REMNICK: I think that's quite different, I think that's profoundly different and the damage that can be done is far deeper. Remember Russia is part of the world. It's got tremendous oil and gas reserves, but the only way that they make a big income is by selling them to the rest of the world. It is part of the global economy and if their actions are so rash and so outside the realm of norm that that price could be paid. It's not isolated, it can't afford to isolate itself from the rest of the world the way it did in Stalinist times.

BLOCK: David has the shooting down of the Malaysia Airlines flight over Ukraine changed Russia's stance in any way? Does it affect the balance here?

REMNICK: Well, strategically or tactically at least it might. It certainly didn't do anything for the international image of Russia.

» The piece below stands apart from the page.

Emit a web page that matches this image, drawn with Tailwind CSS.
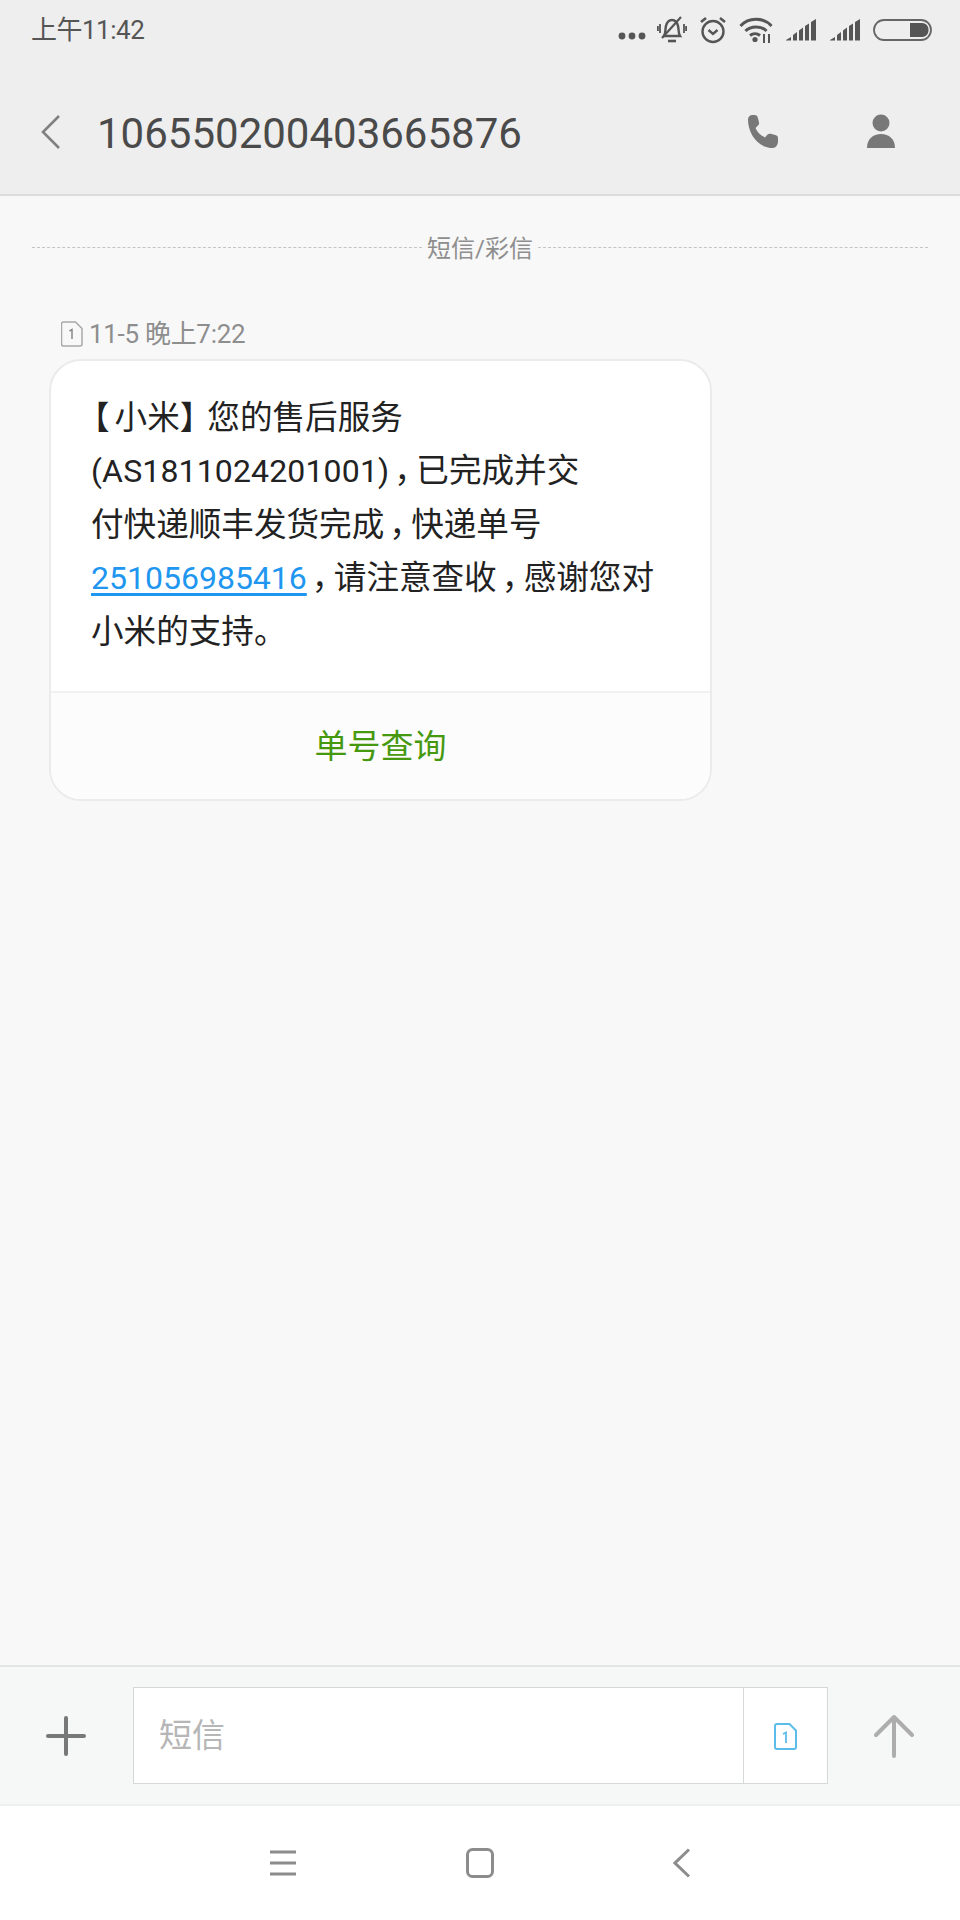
<!DOCTYPE html>
<html lang="zh-CN">
<head>
    <meta charset="UTF-8">
    <meta name="viewport" content="width=device-width, initial-scale=1.0">
    <title>短信</title>
    <script src="https://cdn.jsdelivr.net/npm/@tailwindcss/browser@4"></script>
</head>
<body class="bg-[#f8f8f8] font-['Roboto','Noto_Sans_CJK_SC',sans-serif]">
<div class="flex flex-col w-[960px] h-[1920px] overflow-hidden">

    <!-- status bar + title -->
    <header class="h-[196px] shrink-0 bg-[#eeeeee] border-b-2 border-[#dcdcdc]">
        <div class="h-[60px] pl-[31px] pr-[28px] flex items-center justify-between">
            <span class="text-[26px] leading-none tracking-[-0.5px] text-[#555] -mt-[1px]">上午11:42</span>
            <div class="flex items-center h-[44px]">
                <svg class="w-[28px] h-[12px] mt-[12px] mr-[11px]" viewBox="0 0 28 12" fill="#555"><circle cx="4" cy="6" r="3.4"/><circle cx="14" cy="6" r="3.4"/><circle cx="24" cy="6" r="3.4"/></svg>
                <svg class="w-[30px] h-[28px] mr-[12px]" viewBox="0 0 30 28" fill="none" stroke="#555" stroke-width="2.4"><path d="M7 20c2-3 1-7 2-10 1-4 3-6 6-6s5 2 6 6c1 3 0 7 2 10H7z"/><path d="M11 25h8" stroke-width="2.6"/><path d="M5 22 24 1" stroke-width="2.2"/><path d="M3 8v9M0.900 10v5M27 8v9M29.100 10v5" stroke-width="1.800"/></svg>
                <svg class="w-[28px] h-[28px] mr-[12px]" viewBox="0 0 28 28" fill="none" stroke="#555" stroke-width="2.4"><circle cx="14" cy="15.500" r="10.500"/><path d="M9.500 14l4.500 4 4.500-4"/><path d="M2 6l5-4M26 6l-5-4" stroke-width="2.600"/></svg>
                <svg class="w-[34px] h-[26px] mr-[13px]" viewBox="0 0 34 26" fill="none" stroke="#555" stroke-width="3"><path d="M1.500 9c8-9 23-9 31 0"/><path d="M6.500 14c5-5.500 16-5.500 21 0"/><path d="M11 18.500c3-2.500 7-2.500 10 0"/><circle cx="16" cy="22.500" r="2.600" fill="#555" stroke="none"/><path d="M25 17v9M30 17v9" stroke-width="2"/></svg>
                <svg class="w-[31px] h-[22px] mr-[13px]" viewBox="0 0 31 22" fill="#555"><path d="M0 21l5-3v3.500H0zM7 16l4-3v8.500H7zM13 11.500l4-3v13h-4zM19 7l4-2.500v17h-4zM25 3l5-3v21.500h-5z"/></svg>
                <svg class="w-[31px] h-[22px] mr-[12px]" viewBox="0 0 31 22" fill="#555"><path d="M0 21l5-3v3.500H0zM7 16l4-3v8.500H7zM13 11.500l4-3v13h-4zM19 7l4-2.500v17h-4zM25 3l5-3v21.500h-5z"/></svg>
                <svg class="w-[59px] h-[22px]" viewBox="0 0 59 22" fill="none"><rect x="1" y="1" width="57" height="20" rx="10" stroke="#666" stroke-width="1.800"/><path d="M37 4h12c4 0 6.500 3 6.500 7s-2.500 7-6.500 7H37z" fill="#555"/></svg>
            </div>
        </div>
        <div class="h-[134px] flex items-center">
            <svg class="ml-[40px] w-[20px] h-[36px] mt-[9px]" viewBox="0 0 20 36" fill="none" stroke="#808080" stroke-width="2.600"><path d="M19 2 3 18l16 16"/></svg>
            <h1 class="ml-[37px] text-[42px] leading-none text-[#4a4a4a] mt-[13px]">106550200403665876</h1>
            <div class="ml-auto flex items-center mt-[9px]">
                <svg class="w-[36px] h-[36px] mr-[85px]" viewBox="0 0 36 36" fill="#787878"><path d="M3 5.500C3 3 5 1 7.500 1h2c1.500 0 2.700.8 3.200 2.200l1.300 5c.3 1.300 0 2.500-1 3.400L10.500 14c1.800 4.300 5 7.500 9.500 9.500l2.300-2.700c.9-1 2.200-1.300 3.400-1l5.300 1.400c1.300.4 2 1.600 2 3v3.300c0 3-2.200 6.500-5 6.500C13 34 3 20 3 5.500z"/></svg>
                <svg class="w-[30px] h-[36px] mr-[64px]" viewBox="0 0 30 36" fill="#787878"><circle cx="15" cy="9" r="8.500"/><path d="M1 34c0-9 6-14 14-14s14 5 14 14z"/></svg>
            </div>
        </div>
    </header>

    <!-- conversation -->
    <main class="flex-1 min-h-0 pt-[29px]">
        <div class="flex items-center px-[32px] h-[44px]">
            <div class="flex-1 border-t border-dashed border-[#c4c4c4]"></div>
            <span class="text-[24px] leading-none text-[#8e8e8e] px-[5px] mt-[4px]">短信/彩信</span>
            <div class="flex-1 border-t border-dashed border-[#c4c4c4]"></div>
        </div>

        <div class="flex items-center ml-[61px] mt-[45px] h-[40px]">
            <svg class="w-[22px] h-[26px]" viewBox="0 0 22 26" fill="none" stroke="#a8a8a8" stroke-width="1.500"><path d="M2.500 1h12L21 7.500v15.500a2 2 0 0 1-2 2H2.500a2 2 0 0 1-2-2V3a2 2 0 0 1 2-2z"/><path d="M8.500 10l2.500-1.500V18" stroke="#888"/></svg>
            <span class="ml-[6px] text-[26px] leading-none tracking-[-0.3px] text-[#8e8e8e]">11-5 晚上7:22</span>
        </div>

        <article class="ml-[49px] w-[663px] h-[442px] mt-[5px] rounded-[32px] border-2 border-[#ebebeb] overflow-hidden bg-white flex flex-col">
            <div class="h-[330px] shrink-0 pl-[40px] pt-[31px] text-[32.6px] leading-[53.4px] text-[#222]">
                <p><span class="-ml-[14px] tracking-[5px]">【</span>小米<span class="tracking-[-5px]">】</span>您的售后服务</p>
                <p><span class="text-[32px] tracking-[0.15px]">(AS1811024201001)</span><span class="pl-[5px] tracking-[-10.6px]">，</span>已完成并交</p>
                <p>付快递顺丰发货完成<span class="pl-[5px] tracking-[-10.6px]">，</span>快递单号</p>
                <p><span class="text-[32px] text-[#2196f0] underline underline-offset-[4px]">251056985416</span><span class="pl-[5px] tracking-[-10.6px]">，</span>请注意查收<span class="pl-[5px] tracking-[-10.6px]">，</span>感谢您对</p>
                <p>小米的支持。</p>
            </div>
            <div class="flex-1 border-t-2 border-[#f1f1f1] bg-[#fcfcfc] flex items-center justify-center text-[33px] leading-none text-[#46990f]">单号查询</div>
        </article>
    </main>

    <!-- compose bar -->
    <div class="h-[141px] shrink-0 bg-[#f6f7f7] border-t-2 border-[#e3e5e5] border-b-2 border-b-[#eff0f0] flex items-center">
        <div class="w-[133px] shrink-0 flex justify-center pr-[1px]">
            <svg class="w-[40px] h-[40px]" viewBox="0 0 40 40" stroke="#787878" stroke-width="4" stroke-linecap="round"><path d="M20 2v36M2 20h36"/></svg>
        </div>
        <div class="w-[695px] h-[97px] mb-[1px] shrink-0 bg-white border border-[#d5d8d8] flex">
            <div class="flex-1 flex items-center pl-[25px] text-[33px] leading-none text-[#b6b6b6]">短信</div>
            <div class="w-[84px] border-l border-[#d5d8d8] flex items-center justify-center pt-[3px]">
                <svg class="w-[23px] h-[27px]" viewBox="0 0 23 27" fill="none" stroke="#5cbcea" stroke-width="2"><path d="M3 1h12.500L22 7.500V24a2 2 0 0 1-2 2H3a2 2 0 0 1-2-2V3a2 2 0 0 1 2-2z"/><path d="M9 11l3-1.500V20" stroke-width="1.800"/></svg>
            </div>
        </div>
        <div class="flex-1 flex justify-center pr-[1px]">
            <svg class="w-[40px] h-[44px]" viewBox="0 0 40 44" fill="none" stroke="#adadad" stroke-width="4" stroke-linecap="round" stroke-linejoin="round"><path d="M20 42V3M2 21 20 3l18 18"/></svg>
        </div>
    </div>

    <!-- nav bar -->
    <nav class="h-[114px] shrink-0 bg-white flex items-start pt-[42px]">
        <svg class="ml-[269px] w-[28px] h-[26px] mt-[2px]" viewBox="0 0 28 26" stroke="#8c8c8c" stroke-width="3"><path d="M1 2h26M1 13h26M1 24h26"/></svg>
        <svg class="ml-[169px] w-[28px] h-[30px]" viewBox="0 0 28 30" fill="none" stroke="#8c8c8c" stroke-width="3"><rect x="1.500" y="1.500" width="25" height="27" rx="5"/></svg>
        <svg class="ml-[179px] w-[18px] h-[30px]" viewBox="0 0 18 30" fill="none" stroke="#8c8c8c" stroke-width="3"><path d="M16 1.500 2 15l14 13.500"/></svg>
    </nav>
</div>
</body>
</html>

But I've got to tell you that the propaganda machine is so effective, that the vast majority of Russians don't believe that Russian separatists in the Eastern Ukraine shot that plane down. Most people think that it was done by Ukrainian Army with backing from the USA. You don't have to talk to, you know, lunatics to find this out, this is a pervasive notion of what happened.

BLOCK: David I'm curious, you were based in Moscow more than 20 years ago. You've gone back many, many times since then. In your most recent visits have you seen anything that seems to you like progress? Seems to you like a positive sign of what's going on there or is it all seemed to be a downward spiral?

REMNICK: No, I don't. I think we've gone backward. Look, the political arrangement early on Putinism was if you stay out of politics, we will stay out of your bedrooms and your businesses and yes, we are a rough country and so on, but we will leave you essentially alone. You can travel abroad, you can go on vacation, you can read what you read, nobodies going to stop you from reading Solzhenitsyn or Brodsky or whatever it is. This was unprecedented, this is getting to be quite different now and it's alarming.

BLOCK: David Remnick, thanks very much.

REMNICK: Thank you.

BLOCK: David Remnick is the editor of the New Yorker. His article in this week's issue is titled "Watching the Eclipse."